> DATASET CONTENT:

┌──

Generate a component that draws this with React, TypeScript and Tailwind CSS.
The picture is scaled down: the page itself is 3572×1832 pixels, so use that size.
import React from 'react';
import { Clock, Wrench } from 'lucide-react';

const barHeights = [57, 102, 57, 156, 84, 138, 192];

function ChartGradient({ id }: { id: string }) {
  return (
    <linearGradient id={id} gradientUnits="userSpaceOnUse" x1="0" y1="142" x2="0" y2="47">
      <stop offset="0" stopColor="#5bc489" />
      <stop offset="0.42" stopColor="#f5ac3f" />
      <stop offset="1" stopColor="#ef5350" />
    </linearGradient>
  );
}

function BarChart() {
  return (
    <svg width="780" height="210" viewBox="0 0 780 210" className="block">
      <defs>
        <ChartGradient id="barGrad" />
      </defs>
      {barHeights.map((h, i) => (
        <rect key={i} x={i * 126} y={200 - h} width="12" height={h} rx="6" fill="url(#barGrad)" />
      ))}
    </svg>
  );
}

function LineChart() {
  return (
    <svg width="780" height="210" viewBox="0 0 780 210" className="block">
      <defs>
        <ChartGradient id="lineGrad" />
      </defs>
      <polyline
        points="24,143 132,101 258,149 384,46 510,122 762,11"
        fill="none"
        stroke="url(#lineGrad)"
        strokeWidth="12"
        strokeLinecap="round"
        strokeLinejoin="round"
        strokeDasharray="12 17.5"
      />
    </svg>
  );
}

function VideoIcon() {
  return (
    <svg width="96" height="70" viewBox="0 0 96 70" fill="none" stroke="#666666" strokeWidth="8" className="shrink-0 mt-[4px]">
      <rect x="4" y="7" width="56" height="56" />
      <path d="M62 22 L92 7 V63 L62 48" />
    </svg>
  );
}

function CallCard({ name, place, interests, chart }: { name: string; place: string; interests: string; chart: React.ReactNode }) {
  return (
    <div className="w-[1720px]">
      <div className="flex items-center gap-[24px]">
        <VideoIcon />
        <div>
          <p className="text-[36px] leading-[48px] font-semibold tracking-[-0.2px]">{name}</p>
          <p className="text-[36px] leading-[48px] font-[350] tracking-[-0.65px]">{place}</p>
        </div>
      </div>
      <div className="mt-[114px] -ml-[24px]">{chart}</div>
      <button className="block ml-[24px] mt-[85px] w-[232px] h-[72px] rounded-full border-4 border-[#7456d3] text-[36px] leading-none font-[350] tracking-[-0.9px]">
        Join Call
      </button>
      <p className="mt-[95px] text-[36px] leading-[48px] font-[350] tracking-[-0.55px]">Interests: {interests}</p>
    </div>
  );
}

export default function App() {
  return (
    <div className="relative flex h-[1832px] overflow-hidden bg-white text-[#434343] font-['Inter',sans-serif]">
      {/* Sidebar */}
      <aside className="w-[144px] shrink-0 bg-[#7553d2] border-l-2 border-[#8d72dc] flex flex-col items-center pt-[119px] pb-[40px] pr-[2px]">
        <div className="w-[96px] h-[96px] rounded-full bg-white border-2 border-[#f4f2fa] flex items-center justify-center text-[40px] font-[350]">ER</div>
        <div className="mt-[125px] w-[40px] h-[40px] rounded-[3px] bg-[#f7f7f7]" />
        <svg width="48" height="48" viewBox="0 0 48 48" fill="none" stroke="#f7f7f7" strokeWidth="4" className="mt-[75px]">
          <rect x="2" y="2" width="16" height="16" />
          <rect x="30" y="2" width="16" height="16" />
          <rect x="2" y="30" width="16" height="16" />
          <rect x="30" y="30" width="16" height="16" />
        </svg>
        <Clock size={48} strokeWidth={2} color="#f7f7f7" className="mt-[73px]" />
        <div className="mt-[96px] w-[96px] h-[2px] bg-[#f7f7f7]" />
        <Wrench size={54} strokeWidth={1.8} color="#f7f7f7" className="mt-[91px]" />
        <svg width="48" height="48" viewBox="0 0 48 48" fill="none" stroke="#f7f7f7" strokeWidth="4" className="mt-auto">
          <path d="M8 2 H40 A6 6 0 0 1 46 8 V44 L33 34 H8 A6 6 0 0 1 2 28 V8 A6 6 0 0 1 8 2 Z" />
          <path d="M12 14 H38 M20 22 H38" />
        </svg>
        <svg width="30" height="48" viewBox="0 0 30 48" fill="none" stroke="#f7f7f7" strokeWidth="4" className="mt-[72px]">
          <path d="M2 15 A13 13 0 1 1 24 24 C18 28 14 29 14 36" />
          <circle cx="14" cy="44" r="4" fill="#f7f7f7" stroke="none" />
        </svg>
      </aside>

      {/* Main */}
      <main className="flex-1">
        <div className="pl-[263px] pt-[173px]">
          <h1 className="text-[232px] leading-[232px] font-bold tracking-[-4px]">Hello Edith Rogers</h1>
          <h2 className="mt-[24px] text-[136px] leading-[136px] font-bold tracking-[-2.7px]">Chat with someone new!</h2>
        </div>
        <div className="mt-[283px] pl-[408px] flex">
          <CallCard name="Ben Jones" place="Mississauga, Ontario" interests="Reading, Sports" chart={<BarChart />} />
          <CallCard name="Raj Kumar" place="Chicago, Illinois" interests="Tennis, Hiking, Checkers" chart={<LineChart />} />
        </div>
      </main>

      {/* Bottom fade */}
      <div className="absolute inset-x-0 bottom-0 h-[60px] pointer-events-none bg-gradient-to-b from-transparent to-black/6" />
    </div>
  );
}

└──

Restate the listing above word for word.

Generate a component that draws this with React, TypeScript and Tailwind CSS.
The picture is scaled down: the page itself is 3572×1832 pixels, so use that size.
import React from 'react';
import { Clock, Wrench } from 'lucide-react';

const barHeights = [57, 102, 57, 156, 84, 138, 192];

function ChartGradient({ id }: { id: string }) {
  return (
    <linearGradient id={id} gradientUnits="userSpaceOnUse" x1="0" y1="142" x2="0" y2="47">
      <stop offset="0" stopColor="#5bc489" />
      <stop offset="0.42" stopColor="#f5ac3f" />
      <stop offset="1" stopColor="#ef5350" />
    </linearGradient>
  );
}

function BarChart() {
  return (
    <svg width="780" height="210" viewBox="0 0 780 210" className="block">
      <defs>
        <ChartGradient id="barGrad" />
      </defs>
      {barHeights.map((h, i) => (
        <rect key={i} x={i * 126} y={200 - h} width="12" height={h} rx="6" fill="url(#barGrad)" />
      ))}
    </svg>
  );
}

function LineChart() {
  return (
    <svg width="780" height="210" viewBox="0 0 780 210" className="block">
      <defs>
        <ChartGradient id="lineGrad" />
      </defs>
      <polyline
        points="24,143 132,101 258,149 384,46 510,122 762,11"
        fill="none"
        stroke="url(#lineGrad)"
        strokeWidth="12"
        strokeLinecap="round"
        strokeLinejoin="round"
        strokeDasharray="12 17.5"
      />
    </svg>
  );
}

function VideoIcon() {
  return (
    <svg width="96" height="70" viewBox="0 0 96 70" fill="none" stroke="#666666" strokeWidth="8" className="shrink-0 mt-[4px]">
      <rect x="4" y="7" width="56" height="56" />
      <path d="M62 22 L92 7 V63 L62 48" />
    </svg>
  );
}

function CallCard({ name, place, interests, chart }: { name: string; place: string; interests: string; chart: React.ReactNode }) {
  return (
    <div className="w-[1720px]">
      <div className="flex items-center gap-[24px]">
        <VideoIcon />
        <div>
          <p className="text-[36px] leading-[48px] font-semibold tracking-[-0.2px]">{name}</p>
          <p className="text-[36px] leading-[48px] font-[350] tracking-[-0.65px]">{place}</p>
        </div>
      </div>
      <div className="mt-[114px] -ml-[24px]">{chart}</div>
      <button className="block ml-[24px] mt-[85px] w-[232px] h-[72px] rounded-full border-4 border-[#7456d3] text-[36px] leading-none font-[350] tracking-[-0.9px]">
        Join Call
      </button>
      <p className="mt-[95px] text-[36px] leading-[48px] font-[350] tracking-[-0.55px]">Interests: {interests}</p>
    </div>
  );
}

export default function App() {
  return (
    <div className="relative flex h-[1832px] overflow-hidden bg-white text-[#434343] font-['Inter',sans-serif]">
      {/* Sidebar */}
      <aside className="w-[144px] shrink-0 bg-[#7553d2] border-l-2 border-[#8d72dc] flex flex-col items-center pt-[119px] pb-[40px] pr-[2px]">
        <div className="w-[96px] h-[96px] rounded-full bg-white border-2 border-[#f4f2fa] flex items-center justify-center text-[40px] font-[350]">ER</div>
        <div className="mt-[125px] w-[40px] h-[40px] rounded-[3px] bg-[#f7f7f7]" />
        <svg width="48" height="48" viewBox="0 0 48 48" fill="none" stroke="#f7f7f7" strokeWidth="4" className="mt-[75px]">
          <rect x="2" y="2" width="16" height="16" />
          <rect x="30" y="2" width="16" height="16" />
          <rect x="2" y="30" width="16" height="16" />
          <rect x="30" y="30" width="16" height="16" />
        </svg>
        <Clock size={48} strokeWidth={2} color="#f7f7f7" className="mt-[73px]" />
        <div className="mt-[96px] w-[96px] h-[2px] bg-[#f7f7f7]" />
        <Wrench size={54} strokeWidth={1.8} color="#f7f7f7" className="mt-[91px]" />
        <svg width="48" height="48" viewBox="0 0 48 48" fill="none" stroke="#f7f7f7" strokeWidth="4" className="mt-auto">
          <path d="M8 2 H40 A6 6 0 0 1 46 8 V44 L33 34 H8 A6 6 0 0 1 2 28 V8 A6 6 0 0 1 8 2 Z" />
          <path d="M12 14 H38 M20 22 H38" />
        </svg>
        <svg width="30" height="48" viewBox="0 0 30 48" fill="none" stroke="#f7f7f7" strokeWidth="4" className="mt-[72px]">
          <path d="M2 15 A13 13 0 1 1 24 24 C18 28 14 29 14 36" />
          <circle cx="14" cy="44" r="4" fill="#f7f7f7" stroke="none" />
        </svg>
      </aside>

      {/* Main */}
      <main className="flex-1">
        <div className="pl-[263px] pt-[173px]">
          <h1 className="text-[232px] leading-[232px] font-bold tracking-[-4px]">Hello Edith Rogers</h1>
          <h2 className="mt-[24px] text-[136px] leading-[136px] font-bold tracking-[-2.7px]">Chat with someone new!</h2>
        </div>
        <div className="mt-[283px] pl-[408px] flex">
          <CallCard name="Ben Jones" place="Mississauga, Ontario" interests="Reading, Sports" chart={<BarChart />} />
          <CallCard name="Raj Kumar" place="Chicago, Illinois" interests="Tennis, Hiking, Checkers" chart={<LineChart />} />
        </div>
      </main>

      {/* Bottom fade */}
      <div className="absolute inset-x-0 bottom-0 h-[60px] pointer-events-none bg-gradient-to-b from-transparent to-black/6" />
    </div>
  );
}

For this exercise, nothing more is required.